U. MICHIGAN (US) — A common procedure is not only safe for diagnosing melanomas in the head and neck, but can also help determine the most effective course of treatment.
Sentinel lymph node biopsy involves injecting a special dye to identify the first node where cancer would likely spread. If that node is clean, patients can avoid further debilitating surgery to remove multiple lymph nodes.
If the node shows cancer, patients know they need more extensive surgery or further treatment with radiation, chemotherapy, or a clinical trial. Patients with larger melanomas are routinely offered this procedure.
Previously many surgeons believed that the complex anatomy combined with the critical nerves and blood vessels in the head and neck area made sentinel lymph node biopsy unsafe and inaccurate for melanomas in that region.

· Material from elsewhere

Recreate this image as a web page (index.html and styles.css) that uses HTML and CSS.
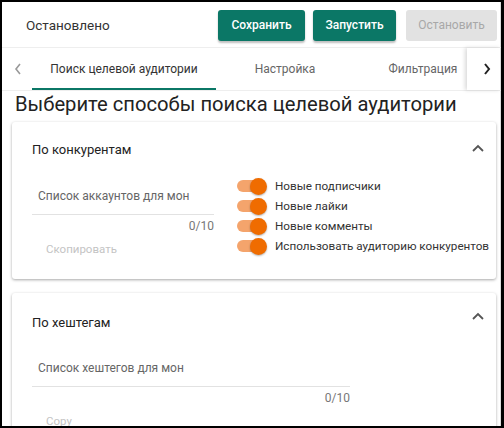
FILE: index.html
```html
<!DOCTYPE html>
<html lang="ru">
<head>
    <meta charset="UTF-8">
    <meta name="viewport" content="width=device-width, initial-scale=1.0">
    <title>Поиск аудитории</title>
    <link rel="stylesheet" href="styles.css">
</head>
<body>
<div class="frame">
    <div class="toolbar">
        <span class="status">Остановлено</span>
        <div class="actions">
            <button class="btn">Сохранить</button>
            <button class="btn">Запустить</button>
            <button class="btn disabled">Остановить</button>
        </div>
    </div>

    <div class="tabs">
        <div class="tab-arrow left">
            <svg width="8" height="12" viewBox="0 0 8 12"><path d="M6 1 L2 6 L6 11" fill="none" stroke="#999" stroke-width="1.6"/></svg>
        </div>
        <div class="tab-list">
            <div class="tab active">Поиск целевой аудитории</div>
            <div class="tab">Настройка</div>
            <div class="tab">Фильтрация</div>
        </div>
        <div class="tab-arrow right">
            <svg width="8" height="12" viewBox="0 0 8 12"><path d="M2 1 L6 6 L2 11" fill="none" stroke="#222" stroke-width="2"/></svg>
        </div>
    </div>

    <h1 class="title">Выберите способы поиска целевой аудитории</h1>

    <div class="panel">
        <div class="panel-head">
            <span>По конкурентам</span>
            <svg class="chev" width="12" height="8" viewBox="0 0 12 8"><path d="M1 7 L6 2 L11 7" fill="none" stroke="#555" stroke-width="1.8"/></svg>
        </div>
        <div class="panel-body">
            <div class="field-col">
                <div class="field narrow">
                    <div class="placeholder">Список аккаунтов для мон</div>
                </div>
                <div class="hint narrow">0/10</div>
                <div class="link-btn">Скопировать</div>
            </div>
            <div class="toggles">
                <div class="toggle"><span class="switch"></span>Новые подписчики</div>
                <div class="toggle"><span class="switch"></span>Новые лайки</div>
                <div class="toggle"><span class="switch"></span>Новые комменты</div>
                <div class="toggle"><span class="switch"></span>Использовать аудиторию конкурентов</div>
            </div>
        </div>
    </div>

    <div class="panel second">
        <div class="panel-head tall">
            <span>По хештегам</span>
            <svg class="chev" width="12" height="8" viewBox="0 0 12 8"><path d="M1 7 L6 2 L11 7" fill="none" stroke="#555" stroke-width="1.8"/></svg>
        </div>
        <div class="panel-body">
            <div class="field-col">
                <div class="field wide">
                    <div class="placeholder">Список хештегов для мон</div>
                </div>
                <div class="hint wide">0/10</div>
                <div class="link-btn">Copy</div>
            </div>
        </div>
    </div>
</div>
</body>
</html>
```

FILE: styles.css
```css
* {
    box-sizing: border-box;
}
html, body {
    margin: 0;
    padding: 0;
    background: #000;
}
body {
    font-family: Roboto, "Liberation Sans", Arial, sans-serif;
    color: #333;
}
.frame {
    width: 504px;
    height: 428px;
    border-style: solid;
    border-color: #000;
    border-width: 2px 3px 2px 2px;
    background: #fff;
    overflow: hidden;
    box-shadow: inset -1px 0 0 #ddd;
}
.toolbar {
    display: flex;
    align-items: center;
    height: 46px;
    padding: 0 4px 0 24px;
    border-bottom: 1px solid #eee;
}
.status {
    flex: 1;
    font-size: 13.5px;
    color: #333;
    padding-top: 1px;
}
.actions {
    display: flex;
    gap: 8px;
    margin-top: 1px;
}
.btn {
    font-family: inherit;
    font-size: 12px;
    font-weight: 500;
    color: #fff;
    background: #0b7766;
    border: none;
    border-radius: 3px;
    height: 31px;
    width: 87px;
    padding: 0;
    box-shadow: 0 2px 2px rgba(0, 0, 0, 0.25);
}
.btn + .btn {
    width: 83px;
}
.btn.disabled {
    width: 91px;
    margin-left: 2px;
    background: #e2e2e2;
    color: #a8a8a8;
    font-weight: normal;
    box-shadow: none;
}
.tabs {
    display: flex;
    height: 43px;
    border-bottom: 1px solid #eee;
}
.tab-arrow {
    width: 30px;
    display: flex;
    align-items: center;
    justify-content: center;
    flex-shrink: 0;
}
.tab-arrow.left {
    padding-left: 2px;
}
.tab-arrow.right {
    width: 34px;
    box-shadow: -2px 0 4px rgba(0, 0, 0, 0.15);
    padding-left: 6px;
}
.tab-list {
    flex: 1;
    display: flex;
    overflow: hidden;
}
.tab {
    flex-shrink: 0;
    width: 138px;
    display: flex;
    align-items: center;
    justify-content: center;
    font-size: 12px;
    color: #666;
}
.tab.active {
    width: 184px;
    color: #333;
    border-bottom: 2px solid #0b7766;
    padding-top: 2px;
}
.title {
    margin: 0;
    padding: 1px 0 0 13px;
    height: 31px;
    font-size: 20.2px;
    font-weight: normal;
    line-height: 24px;
    color: #222;
    white-space: nowrap;
}
.panel {
    margin: 0 5px 0 10px;
    background: #fff;
    border-radius: 3px;
    box-shadow: 0 1px 3px rgba(0, 0, 0, 0.35);
    padding: 0 10px 0 20px;
}
.panel.second {
    margin-top: 14px;
}
.panel-head {
    height: 54px;
    display: flex;
    align-items: center;
    justify-content: space-between;
    font-size: 13px;
    color: #222;
    padding-top: 1px;
}
.panel-head.tall {
    height: 55px;
    padding-top: 3px;
}
.chev {
    margin-right: 2px;
    margin-top: -4px;
}
.panel-head.tall .chev {
    margin-top: -12px;
}
.panel-body {
    display: flex;
    padding-bottom: 20px;
}
.field-col {
    display: flex;
    flex-direction: column;
}
.field {
    height: 39px;
    border-bottom: 1px solid #e2e2e2;
    padding: 13px 0 0 6px;
}
.narrow {
    width: 182px;
}
.wide {
    width: 318px;
}
.placeholder {
    font-size: 12px;
    color: #666;
    white-space: nowrap;
}
.hint {
    text-align: right;
    font-size: 12px;
    color: #777;
    padding-top: 4px;
    height: 18px;
}
.link-btn {
    font-size: 11.5px;
    color: #c4c4c4;
    padding: 9px 0 0 14px;
    height: 26px;
}
.toggles {
    margin-left: 23px;
}
.toggle {
    display: flex;
    align-items: center;
    height: 20px;
    font-size: 11.7px;
    color: #333;
    white-space: nowrap;
}
.switch {
    position: relative;
    display: inline-block;
    width: 28px;
    height: 12px;
    border-radius: 6px;
    background: #f4a46c;
    margin-right: 10px;
}
.switch::after {
    content: "";
    position: absolute;
    right: -2px;
    top: -2.5px;
    width: 17px;
    height: 17px;
    border-radius: 50%;
    background: #ef6c00;
    box-shadow: 0 1px 2px rgba(0, 0, 0, 0.3);
}
```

In the current study, published online in the journal Cancer, researchers looked at 353 head and neck melanoma patients who had received sentinel lymph node biopsy over a 10-year period.
A review of patients’ records, showed the sentinel lymph node could be identified in all but one patient, and no patients sustained permanent nerve injuries during the procedure.

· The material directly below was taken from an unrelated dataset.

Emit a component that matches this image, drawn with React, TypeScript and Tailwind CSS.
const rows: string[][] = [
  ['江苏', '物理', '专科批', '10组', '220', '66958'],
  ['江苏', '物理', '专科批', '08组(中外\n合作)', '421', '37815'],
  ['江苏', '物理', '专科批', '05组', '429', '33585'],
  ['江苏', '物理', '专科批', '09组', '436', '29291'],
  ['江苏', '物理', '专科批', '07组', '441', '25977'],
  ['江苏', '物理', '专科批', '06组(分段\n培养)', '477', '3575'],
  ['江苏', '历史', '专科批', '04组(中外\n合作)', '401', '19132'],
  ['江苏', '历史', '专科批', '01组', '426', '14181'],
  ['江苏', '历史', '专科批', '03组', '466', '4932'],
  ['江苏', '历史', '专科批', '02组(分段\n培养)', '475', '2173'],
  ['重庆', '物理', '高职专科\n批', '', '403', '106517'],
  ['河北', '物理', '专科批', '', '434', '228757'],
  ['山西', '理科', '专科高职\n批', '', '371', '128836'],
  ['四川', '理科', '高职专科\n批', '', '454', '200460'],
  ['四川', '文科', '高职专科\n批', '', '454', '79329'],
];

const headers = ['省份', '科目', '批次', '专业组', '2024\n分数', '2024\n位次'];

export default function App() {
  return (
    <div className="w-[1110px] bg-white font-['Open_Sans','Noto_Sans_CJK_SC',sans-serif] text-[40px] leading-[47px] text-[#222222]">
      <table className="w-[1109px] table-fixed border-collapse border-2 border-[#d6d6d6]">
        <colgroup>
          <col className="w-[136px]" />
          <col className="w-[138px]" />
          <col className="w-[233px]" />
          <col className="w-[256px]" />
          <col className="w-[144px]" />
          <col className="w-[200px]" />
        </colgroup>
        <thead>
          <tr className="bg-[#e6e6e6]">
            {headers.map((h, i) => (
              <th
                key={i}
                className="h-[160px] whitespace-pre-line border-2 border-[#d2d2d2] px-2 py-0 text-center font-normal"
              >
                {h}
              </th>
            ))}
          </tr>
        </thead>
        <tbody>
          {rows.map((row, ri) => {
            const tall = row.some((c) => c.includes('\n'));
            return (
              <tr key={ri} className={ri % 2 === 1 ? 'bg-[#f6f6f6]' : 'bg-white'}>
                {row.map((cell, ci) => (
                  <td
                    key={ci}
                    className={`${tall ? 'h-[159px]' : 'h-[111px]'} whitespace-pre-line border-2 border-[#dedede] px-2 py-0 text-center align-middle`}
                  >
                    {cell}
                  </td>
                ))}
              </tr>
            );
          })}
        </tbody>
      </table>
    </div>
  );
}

About 20 percent of the patients had at least one sentinel node positive for cancer and were referred for a complete dissection to remove additional lymph nodes.

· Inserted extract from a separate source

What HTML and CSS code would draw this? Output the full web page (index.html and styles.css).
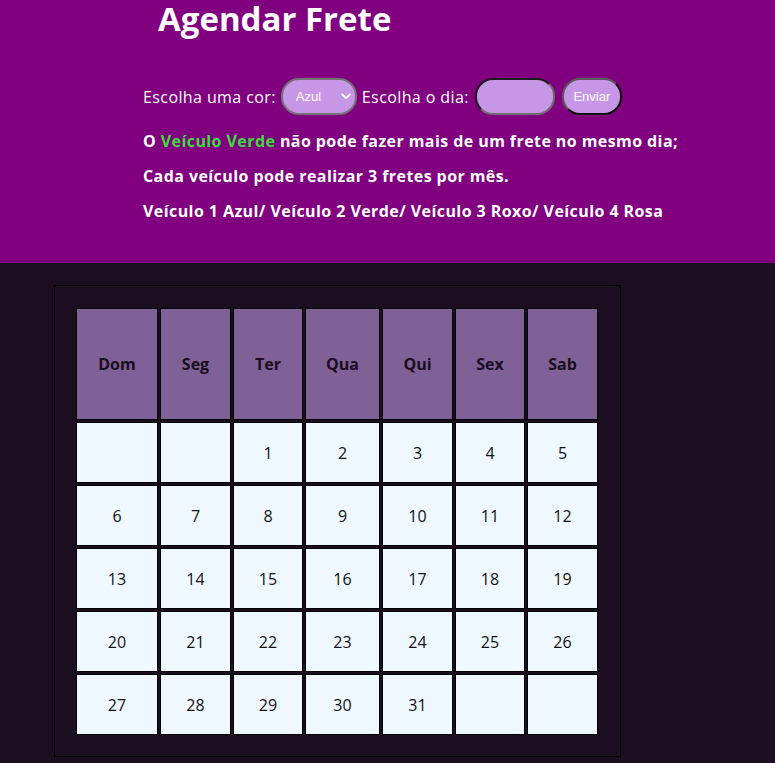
FILE: index.html
```html
<!DOCTYPE html>
<html lang="pt-BR">
<head>
<meta charset="utf-8">
<title>Agendar Frete</title>
<link rel="stylesheet" href="styles.css">
</head>
<body>
<header class="header">
  <h1 class="title">Agendar Frete</h1>
  <form class="form-row">
    <label class="label" for="cor">Escolha uma cor:</label>
    <span class="select-wrap">
      <select class="select" id="cor">
        <option>Azul</option>
        <option>Verde</option>
        <option>Roxo</option>
        <option>Rosa</option>
      </select>
      <svg class="chevron" width="10" height="7" viewBox="0 0 10 7" aria-hidden="true"><path d="M1.2 1.5 L5 5.2 L8.8 1.5" fill="none" stroke="#fff" stroke-width="1.8" stroke-linecap="round" stroke-linejoin="round"/></svg>
    </span>
    <label class="label label-dia" for="dia">Escolha o dia:</label>
    <input class="input" id="dia" type="text">
    <button class="button" type="button">Enviar</button>
  </form>
  <div class="rules">
    <p>O <span class="green">Veículo Verde</span> não pode fazer mais de um frete no mesmo dia;</p>
    <p>Cada veículo pode realizar 3 fretes por mês.</p>
    <p>Veículo 1 Azul/ Veículo 2 Verde/ Veículo 3 Roxo/ Veículo 4 Rosa</p>
  </div>
</header>
<main class="main">
  <div class="calendar">
    <div class="grid">
      <div class="cell head">Dom</div>
      <div class="cell head">Seg</div>
      <div class="cell head">Ter</div>
      <div class="cell head">Qua</div>
      <div class="cell head">Qui</div>
      <div class="cell head">Sex</div>
      <div class="cell head">Sab</div>
      <div class="cell"></div>
      <div class="cell"></div>
      <div class="cell">1</div>
      <div class="cell">2</div>
      <div class="cell">3</div>
      <div class="cell">4</div>
      <div class="cell">5</div>
      <div class="cell">6</div>
      <div class="cell">7</div>
      <div class="cell">8</div>
      <div class="cell">9</div>
      <div class="cell">10</div>
      <div class="cell">11</div>
      <div class="cell">12</div>
      <div class="cell">13</div>
      <div class="cell">14</div>
      <div class="cell">15</div>
      <div class="cell">16</div>
      <div class="cell">17</div>
      <div class="cell">18</div>
      <div class="cell">19</div>
      <div class="cell">20</div>
      <div class="cell">21</div>
      <div class="cell">22</div>
      <div class="cell">23</div>
      <div class="cell">24</div>
      <div class="cell">25</div>
      <div class="cell">26</div>
      <div class="cell">27</div>
      <div class="cell">28</div>
      <div class="cell">29</div>
      <div class="cell">30</div>
      <div class="cell">31</div>
      <div class="cell"></div>
      <div class="cell"></div>
    </div>
  </div>
</main>
</body>
</html>
```

FILE: styles.css
```css
html, body {
  margin: 0;
  padding: 0;
}

body {
  background: #1a0e20;
  font-family: "Open Sans", sans-serif;
  color: #000;
}

.header {
  background: #800080;
  height: 263px;
  box-sizing: border-box;
  padding: 1px 0 0 143px;
  color: #fff;
}

.title {
  margin: 0 0 0 15px;
  font-size: 33px;
  line-height: 36px;
  font-weight: 700;
}

.form-row {
  display: flex;
  align-items: center;
  height: 37px;
  margin-top: 41px;
}

.label {
  font-size: 16px;
  letter-spacing: 0.4px;
  color: #fff;
}

.select-wrap {
  position: relative;
  display: flex;
  margin-left: 5px;
}

.select {
  appearance: none;
  -webkit-appearance: none;
  width: 76px;
  height: 37px;
  box-sizing: border-box;
  border: 2px solid #737373;
  border-radius: 18px;
  background: #c896e6;
  color: #fff;
  font-family: "Liberation Sans", Arial, sans-serif;
  font-size: 13px;
  padding: 0 6px 0 13px;
  margin: 0;
}

.chevron {
  position: absolute;
  right: 6px;
  top: 15px;
  pointer-events: none;
}

.label-dia {
  margin-left: 5px;
}

.input {
  margin: 0 0 0 6px;
  width: 80px;
  height: 37px;
  box-sizing: border-box;
  border: 2px solid;
  border-color: #1c1c1c #6e6e6e #6e6e6e #1c1c1c;
  border-radius: 18px;
  background: #c896e6;
  padding: 0 10px;
}

.button {
  margin-left: 7px;
  width: 60px;
  height: 37px;
  box-sizing: border-box;
  border: 2px solid;
  border-color: #5a5a5a #111 #111 #5a5a5a;
  border-radius: 18px;
  background: #c896e6;
  color: #fff;
  font-family: "Liberation Sans", Arial, sans-serif;
  font-size: 13px;
  padding: 0;
}

.rules {
  margin-top: 9px;
}

.rules p {
  margin: 0;
  font-size: 16px;
  font-weight: 700;
  letter-spacing: 0.42px;
  line-height: 35px;
}

.green {
  color: #3ddc3d;
}

.main {
  padding: 22px 0 0 54px;
}

.calendar {
  width: 567px;
  box-sizing: border-box;
  border: 1px solid #000;
  padding: 22px 22px 21px 21px;
}

.grid {
  display: grid;
  grid-template-columns: 82px 71px 70px 75px 71px 70px 71px;
  grid-template-rows: 112px repeat(5, 61px);
  gap: 2px;
}

.cell {
  border: 1px solid #000;
  background: #f0f8ff;
  display: flex;
  align-items: center;
  justify-content: center;
  font-size: 16px;
  color: #111;
}

.head {
  background: #7f6198;
  font-weight: 700;
  color: #1a0e20;
}
```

Among the remaining 283 patients with negative sentinel nodes, 12 patients recurred in the region where the sentinel lymph node was identified. This suggests that the test yielded 12 false-negative results, which means a negative test was incorrect 4 percent of the time—a rate similar to when sentinel lymph node biopsy is used for melanomas in other parts of the body.
“Sentinel lymph node biopsy is a safe and effective way to determine the status of the regional nodal basin for melanomas affecting the head and neck region,” says study author Carol Bradford, professor of otolaryngology at the University of Michigan. “Furthermore, our study showed that it can be done accurately for these patients.”
Sentinel lymph node biopsy was also found to be the biggest predictor of how well a patient would do after surgery, including overall survival as well as recurrence-free survival.
“This procedure should be offered in patients with head and neck melanomas the same as patients with melanomas in other parts of the body,” Bradford says.
“Not only is sentinel lymph node biopsy feasible and safe in these patients, but it helps determine the best course of treatment to offer patients the best hope of survival.”